The association had long advocated a reversal of the policy saying such a move will help in improving the fortunes of the local rice industry.

According to the Rice Millers Association, the implementation of the 50% benchmark policy over the last two years has led to the shutdown of most local rice mills. They contend that those in operation are also producing at less than half their capacity.


The benchmark value reduction policy was introduced in 2019, to among other things reduce smuggling at the ports and shore up government revenue.

Following agitations from a section of the business community, the government recently reversed the policy. The claim was that the benchmark policy rendered imported goods cheaper than those produced locally.

All items under the 32 categories currently enjoying port clearing discounts will no longer enjoy that special dispensation.

The items include sugar, noodles, palm oil, roofing sheets, toilet paper, facial tissue and towel, chocolates, Portland cement, clinker and mosquito coil. Other items include vehicles, ceramic tiles, aluminium products, cartons, textiles, fruit juices, among others.

In a Citi Business News interview, Convener of the Rice Millers Association, Yaw Adu Poku said the government should do all it can to support the local rice industry.

“We fought a good fight, not because of our selfish interest; we fought for the good of all.  Now when the list came, rice has been taken out, rice is not part of the benchmark recipients and we are wondering how it came about because rice was number two on the list, first was sugar, the second was rice and I want to believe that until it got to GRA rice was still on the list, now we can’t find where rice is and I am very disappointed.

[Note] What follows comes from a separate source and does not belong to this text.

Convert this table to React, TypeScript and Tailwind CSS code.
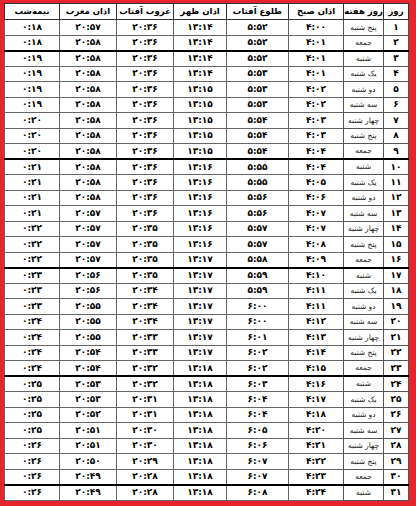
import React from 'react';

const fa = (s: string) => s.replace(/[0-9]/g, (d) => '۰۱۲۳۴۵۶۷۸۹'[Number(d)]);

const headers = ['روز', 'روز هفته', 'اذان صبح', 'طلوع آفتاب', 'اذان ظهر', 'غروب آفتاب', 'اذان مغرب', 'نیمه‌شب'];
const widths = ['w-[25px]', 'w-[40px]', 'w-[55px]', 'w-[62px]', 'w-[53px]', 'w-[57px]', 'w-[57px]', 'w-[55px]'];

const days: [string, string, string, string, string, string, string][] = [
  ['پنج شنبه', '4:00', '5:52', '13:14', '20:36', '20:57', '0:18'],
  ['جمعه', '4:01', '5:52', '13:14', '20:36', '20:58', '0:18'],
  ['شنبه', '4:01', '5:52', '13:14', '20:36', '20:58', '0:19'],
  ['یک شنبه', '4:01', '5:53', '13:14', '20:36', '20:58', '0:19'],
  ['دو شنبه', '4:02', '5:53', '13:15', '20:36', '20:58', '0:19'],
  ['سه شنبه', '4:02', '5:53', '13:15', '20:36', '20:58', '0:19'],
  ['چهار شنبه', '4:03', '5:54', '13:15', '20:36', '20:58', '0:20'],
  ['پنج شنبه', '4:03', '5:54', '13:15', '20:36', '20:58', '0:20'],
  ['جمعه', '4:04', '5:54', '13:15', '20:36', '20:58', '0:20'],
  ['شنبه', '4:04', '5:55', '13:16', '20:36', '20:58', '0:21'],
  ['یک شنبه', '4:05', '5:55', '13:16', '20:36', '20:58', '0:21'],
  ['دو شنبه', '4:06', '5:56', '13:16', '20:36', '20:58', '0:21'],
  ['سه شنبه', '4:07', '5:56', '13:16', '20:36', '20:57', '0:21'],
  ['چهار شنبه', '4:07', '5:57', '13:16', '20:35', '20:57', '0:22'],
  ['پنج شنبه', '4:08', '5:57', '13:16', '20:35', '20:57', '0:22'],
  ['جمعه', '4:09', '5:58', '13:17', '20:35', '20:57', '0:22'],
  ['شنبه', '4:10', '5:59', '13:17', '20:35', '20:56', '0:23'],
  ['یک شنبه', '4:11', '5:59', '13:17', '20:34', '20:56', '0:23'],
  ['دو شنبه', '4:11', '6:00', '13:17', '20:34', '20:55', '0:23'],
  ['سه شنبه', '4:12', '6:00', '13:17', '20:34', '20:55', '0:24'],
  ['چهار شنبه', '4:13', '6:01', '13:17', '20:33', '20:55', '0:24'],
  ['پنج شنبه', '4:14', '6:02', '13:17', '20:33', '20:54', '0:24'],
  ['جمعه', '4:15', '6:02', '13:18', '20:32', '20:54', '0:24'],
  ['شنبه', '4:16', '6:03', '13:18', '20:32', '20:53', '0:25'],
  ['یک شنبه', '4:17', '6:04', '13:18', '20:31', '20:53', '0:25'],
  ['دو شنبه', '4:18', '6:04', '13:18', '20:31', '20:52', '0:25'],
  ['سه شنبه', '4:20', '6:05', '13:18', '20:30', '20:51', '0:25'],
  ['چهار شنبه', '4:21', '6:06', '13:18', '20:30', '20:51', '0:26'],
  ['پنج شنبه', '4:22', '6:07', '13:18', '20:29', '20:50', '0:26'],
  ['جمعه', '4:23', '6:07', '13:18', '20:28', '20:49', '0:26'],
  ['شنبه', '4:24', '6:08', '13:18', '20:28', '20:49', '0:26'],
];

export default function App() {
  return (
    <div className="w-[416px] h-[506px] bg-[#e5252b] pl-[4px] pr-[8px] pt-[3px] pb-[6px]" style={{ fontFamily: '"DejaVu Sans", sans-serif' }}>
      <table dir="rtl" className="w-[404px] table-fixed border-collapse bg-white text-black">
        <thead>
          <tr className="h-[16px]">
            {headers.map((h, i) => (
              <th key={h} className={`${widths[i]} border border-[#333] p-0 text-center text-[8.5px] font-bold leading-none`}>
                {h}
              </th>
            ))}
          </tr>
        </thead>
        <tbody>
          {days.map((d, i) => {
            const top = d[0] === 'شنبه' ? 'border-t-2 border-t-black' : '';
            return (
              <tr key={i} className="h-[15.5px]">
                <td className={`border border-[#555] ${top} p-0 text-center text-[9px] font-bold leading-none`}>{fa(String(i + 1))}</td>
                <td className={`border border-[#555] ${top} p-0 text-center text-[7.5px] text-[#222] leading-none`}>{d[0]}</td>
                {d.slice(1).map((t, j) => (
                  <td key={j} className={`border border-[#666] ${top} p-0 text-center text-[9px] font-bold leading-none`}>
                    {fa(t)}
                  </td>
                ))}
              </tr>
            );
          })}
        </tbody>
      </table>
    </div>
  );
}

We are hoping that this is not a deliberate situation, that it is an oversight; if it is deliberate then we have done the whole nation wrong” Yaw Adu Poku said.

“We are not saying that government should feed us, no we are saying that government should enable rice millers to be able to meet the volumes that are demanded by the consuming public and once that is done, it means that rice farms are going to expand and that means a lot of people will go into rice farming and then we cut down on unemployment, this is what we are trying to get the government to appreciate” Adu Poku further explained.